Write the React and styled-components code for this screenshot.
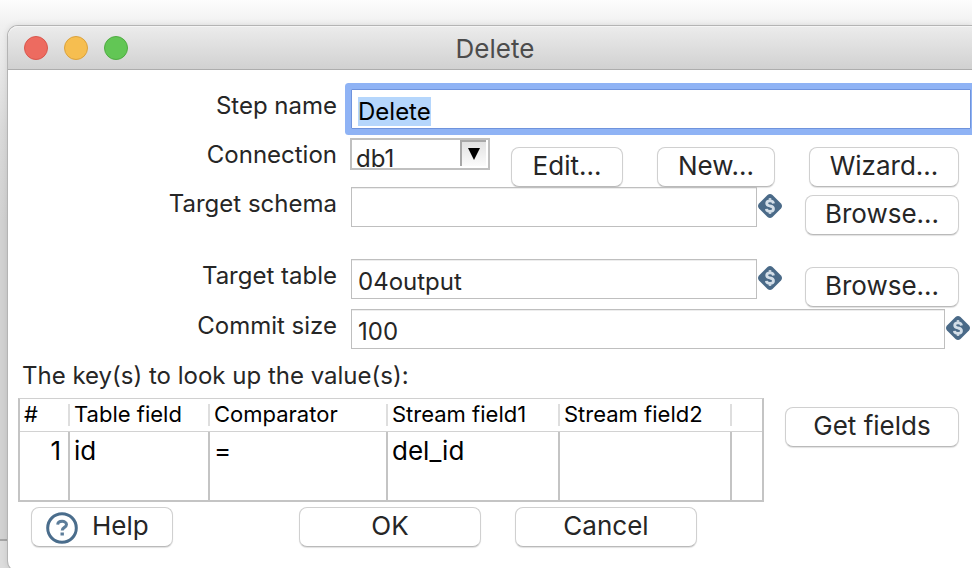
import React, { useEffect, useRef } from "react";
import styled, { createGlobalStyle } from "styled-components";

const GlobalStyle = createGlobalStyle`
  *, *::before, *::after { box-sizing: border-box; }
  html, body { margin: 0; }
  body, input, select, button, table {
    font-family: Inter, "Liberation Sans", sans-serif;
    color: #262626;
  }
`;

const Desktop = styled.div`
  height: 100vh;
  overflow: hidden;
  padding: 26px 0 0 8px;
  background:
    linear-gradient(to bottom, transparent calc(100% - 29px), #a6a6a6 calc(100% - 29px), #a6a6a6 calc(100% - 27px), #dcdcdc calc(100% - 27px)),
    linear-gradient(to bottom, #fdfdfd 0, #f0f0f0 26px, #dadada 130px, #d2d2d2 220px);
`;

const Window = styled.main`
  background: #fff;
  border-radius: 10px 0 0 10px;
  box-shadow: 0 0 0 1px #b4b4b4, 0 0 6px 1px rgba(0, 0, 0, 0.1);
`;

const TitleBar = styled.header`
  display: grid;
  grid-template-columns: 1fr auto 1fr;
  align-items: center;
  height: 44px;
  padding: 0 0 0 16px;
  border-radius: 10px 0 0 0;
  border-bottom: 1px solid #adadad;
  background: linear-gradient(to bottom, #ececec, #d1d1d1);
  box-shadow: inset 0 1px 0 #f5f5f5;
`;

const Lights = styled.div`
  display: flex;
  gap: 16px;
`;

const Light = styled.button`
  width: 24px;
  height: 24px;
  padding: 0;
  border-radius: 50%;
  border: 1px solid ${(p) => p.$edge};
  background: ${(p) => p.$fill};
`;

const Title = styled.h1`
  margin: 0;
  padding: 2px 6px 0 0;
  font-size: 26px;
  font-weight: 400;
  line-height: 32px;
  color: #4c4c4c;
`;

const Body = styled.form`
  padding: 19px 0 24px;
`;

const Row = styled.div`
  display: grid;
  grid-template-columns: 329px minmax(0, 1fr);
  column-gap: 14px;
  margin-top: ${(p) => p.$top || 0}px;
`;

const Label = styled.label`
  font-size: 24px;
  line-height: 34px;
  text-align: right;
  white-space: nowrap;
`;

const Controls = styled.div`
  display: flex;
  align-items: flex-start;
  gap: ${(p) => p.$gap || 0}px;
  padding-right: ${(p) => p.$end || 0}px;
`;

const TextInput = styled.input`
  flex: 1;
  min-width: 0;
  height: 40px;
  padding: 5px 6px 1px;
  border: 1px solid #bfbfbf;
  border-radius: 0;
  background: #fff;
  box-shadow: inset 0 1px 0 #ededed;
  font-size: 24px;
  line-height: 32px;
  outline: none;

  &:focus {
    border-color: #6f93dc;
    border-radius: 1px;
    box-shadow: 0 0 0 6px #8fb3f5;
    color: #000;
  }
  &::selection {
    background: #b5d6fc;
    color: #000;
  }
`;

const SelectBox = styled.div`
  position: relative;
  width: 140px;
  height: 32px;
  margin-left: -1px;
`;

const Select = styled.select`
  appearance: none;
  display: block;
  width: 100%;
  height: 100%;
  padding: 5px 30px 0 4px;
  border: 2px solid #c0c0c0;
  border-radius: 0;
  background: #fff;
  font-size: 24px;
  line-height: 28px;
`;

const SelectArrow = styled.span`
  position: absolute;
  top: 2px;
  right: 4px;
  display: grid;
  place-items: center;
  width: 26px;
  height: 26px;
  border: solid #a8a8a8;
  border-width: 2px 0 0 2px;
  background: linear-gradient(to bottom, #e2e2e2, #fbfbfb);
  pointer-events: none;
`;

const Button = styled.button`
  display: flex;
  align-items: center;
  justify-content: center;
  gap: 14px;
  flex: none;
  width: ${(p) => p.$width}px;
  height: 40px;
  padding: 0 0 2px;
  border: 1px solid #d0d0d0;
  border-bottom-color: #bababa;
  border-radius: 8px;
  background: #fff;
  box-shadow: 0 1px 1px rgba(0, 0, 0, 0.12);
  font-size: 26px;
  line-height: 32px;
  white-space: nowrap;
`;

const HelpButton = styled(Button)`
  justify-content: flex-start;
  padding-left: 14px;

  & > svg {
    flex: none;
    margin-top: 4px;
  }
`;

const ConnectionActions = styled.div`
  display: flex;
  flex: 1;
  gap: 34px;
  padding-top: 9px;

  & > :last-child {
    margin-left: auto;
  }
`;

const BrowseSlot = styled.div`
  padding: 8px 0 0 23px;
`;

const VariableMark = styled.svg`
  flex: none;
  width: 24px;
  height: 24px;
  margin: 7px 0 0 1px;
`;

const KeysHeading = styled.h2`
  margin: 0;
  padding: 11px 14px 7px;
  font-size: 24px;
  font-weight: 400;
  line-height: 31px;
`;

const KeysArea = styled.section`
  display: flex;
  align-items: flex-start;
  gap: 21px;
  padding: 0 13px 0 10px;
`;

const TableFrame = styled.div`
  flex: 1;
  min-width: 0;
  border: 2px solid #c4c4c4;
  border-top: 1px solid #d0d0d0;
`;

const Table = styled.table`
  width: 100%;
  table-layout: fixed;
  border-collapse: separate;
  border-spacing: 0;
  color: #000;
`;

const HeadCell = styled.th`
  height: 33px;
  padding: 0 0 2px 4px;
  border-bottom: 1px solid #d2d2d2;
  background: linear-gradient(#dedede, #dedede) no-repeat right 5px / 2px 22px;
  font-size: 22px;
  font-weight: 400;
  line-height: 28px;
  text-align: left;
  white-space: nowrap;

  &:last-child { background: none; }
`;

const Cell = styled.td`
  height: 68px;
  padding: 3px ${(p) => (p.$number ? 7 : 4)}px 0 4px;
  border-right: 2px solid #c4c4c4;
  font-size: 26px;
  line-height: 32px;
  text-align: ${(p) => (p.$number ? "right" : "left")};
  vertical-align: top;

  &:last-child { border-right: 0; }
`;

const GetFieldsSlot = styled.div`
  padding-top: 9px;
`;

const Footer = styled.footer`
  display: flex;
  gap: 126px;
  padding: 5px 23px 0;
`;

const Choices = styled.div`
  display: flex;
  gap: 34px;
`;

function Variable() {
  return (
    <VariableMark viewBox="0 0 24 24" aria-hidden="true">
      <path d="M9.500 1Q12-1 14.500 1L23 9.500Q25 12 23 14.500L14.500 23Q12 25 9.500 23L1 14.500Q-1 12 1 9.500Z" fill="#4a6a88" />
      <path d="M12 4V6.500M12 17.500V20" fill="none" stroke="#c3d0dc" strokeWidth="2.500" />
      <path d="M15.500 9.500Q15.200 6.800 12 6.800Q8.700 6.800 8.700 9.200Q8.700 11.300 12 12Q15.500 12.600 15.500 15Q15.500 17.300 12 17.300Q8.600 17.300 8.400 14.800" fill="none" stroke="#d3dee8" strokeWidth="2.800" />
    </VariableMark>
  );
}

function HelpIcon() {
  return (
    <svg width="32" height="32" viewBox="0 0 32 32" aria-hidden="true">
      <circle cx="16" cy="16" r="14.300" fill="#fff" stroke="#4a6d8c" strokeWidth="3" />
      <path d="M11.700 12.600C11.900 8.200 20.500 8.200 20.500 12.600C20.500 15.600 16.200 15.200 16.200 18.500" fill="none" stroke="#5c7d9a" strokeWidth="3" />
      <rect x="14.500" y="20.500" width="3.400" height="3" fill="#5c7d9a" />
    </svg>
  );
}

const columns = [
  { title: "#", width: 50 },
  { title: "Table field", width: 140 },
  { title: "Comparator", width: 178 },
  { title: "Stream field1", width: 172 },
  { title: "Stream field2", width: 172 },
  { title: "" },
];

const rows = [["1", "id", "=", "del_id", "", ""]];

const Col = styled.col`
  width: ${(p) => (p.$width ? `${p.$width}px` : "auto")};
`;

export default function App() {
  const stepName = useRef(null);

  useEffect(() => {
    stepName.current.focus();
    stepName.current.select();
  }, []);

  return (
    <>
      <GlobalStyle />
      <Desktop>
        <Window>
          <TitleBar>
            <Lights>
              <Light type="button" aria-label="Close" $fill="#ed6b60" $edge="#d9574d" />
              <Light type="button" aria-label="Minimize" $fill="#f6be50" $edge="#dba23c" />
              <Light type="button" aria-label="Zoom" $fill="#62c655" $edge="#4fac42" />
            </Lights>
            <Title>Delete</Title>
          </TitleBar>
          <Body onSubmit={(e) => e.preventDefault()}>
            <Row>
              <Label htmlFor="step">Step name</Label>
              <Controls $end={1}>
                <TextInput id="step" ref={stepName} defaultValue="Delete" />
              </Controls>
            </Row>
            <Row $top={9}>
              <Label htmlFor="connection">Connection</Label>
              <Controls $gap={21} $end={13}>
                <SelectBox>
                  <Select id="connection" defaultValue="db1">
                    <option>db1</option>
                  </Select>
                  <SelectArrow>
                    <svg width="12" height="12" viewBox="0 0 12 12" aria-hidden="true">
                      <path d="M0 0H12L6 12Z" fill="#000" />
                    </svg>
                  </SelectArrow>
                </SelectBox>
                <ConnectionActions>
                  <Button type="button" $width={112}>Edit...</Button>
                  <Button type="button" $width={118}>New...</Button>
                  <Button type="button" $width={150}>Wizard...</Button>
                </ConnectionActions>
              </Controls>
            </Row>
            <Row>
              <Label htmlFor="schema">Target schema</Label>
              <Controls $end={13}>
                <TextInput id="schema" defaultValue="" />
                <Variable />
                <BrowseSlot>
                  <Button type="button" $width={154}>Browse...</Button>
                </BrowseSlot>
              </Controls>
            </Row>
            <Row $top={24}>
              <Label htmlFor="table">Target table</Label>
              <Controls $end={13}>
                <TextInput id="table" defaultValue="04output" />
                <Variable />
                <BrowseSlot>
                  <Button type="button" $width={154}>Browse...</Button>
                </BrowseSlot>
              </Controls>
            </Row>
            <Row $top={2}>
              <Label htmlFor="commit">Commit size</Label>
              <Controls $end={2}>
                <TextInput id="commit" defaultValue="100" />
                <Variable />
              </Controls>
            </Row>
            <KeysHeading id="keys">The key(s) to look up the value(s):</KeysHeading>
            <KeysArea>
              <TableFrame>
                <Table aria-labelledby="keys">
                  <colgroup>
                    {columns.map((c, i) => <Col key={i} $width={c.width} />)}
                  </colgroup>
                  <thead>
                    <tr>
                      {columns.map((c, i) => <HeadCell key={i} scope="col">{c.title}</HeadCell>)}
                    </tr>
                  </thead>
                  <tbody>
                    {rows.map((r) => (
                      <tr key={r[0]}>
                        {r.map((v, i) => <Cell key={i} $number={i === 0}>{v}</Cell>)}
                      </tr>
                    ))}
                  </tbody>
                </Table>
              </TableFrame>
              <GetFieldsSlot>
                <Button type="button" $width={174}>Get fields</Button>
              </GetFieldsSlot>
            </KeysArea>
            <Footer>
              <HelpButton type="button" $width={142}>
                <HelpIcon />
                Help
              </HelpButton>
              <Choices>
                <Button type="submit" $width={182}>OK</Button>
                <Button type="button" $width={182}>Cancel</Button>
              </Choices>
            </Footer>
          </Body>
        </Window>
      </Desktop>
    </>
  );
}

+ + + +

TASK DIRECTIONS: Some lines of the data above may hold the word "React"; report how many do, and nothing else.

THE SOLUTION: 2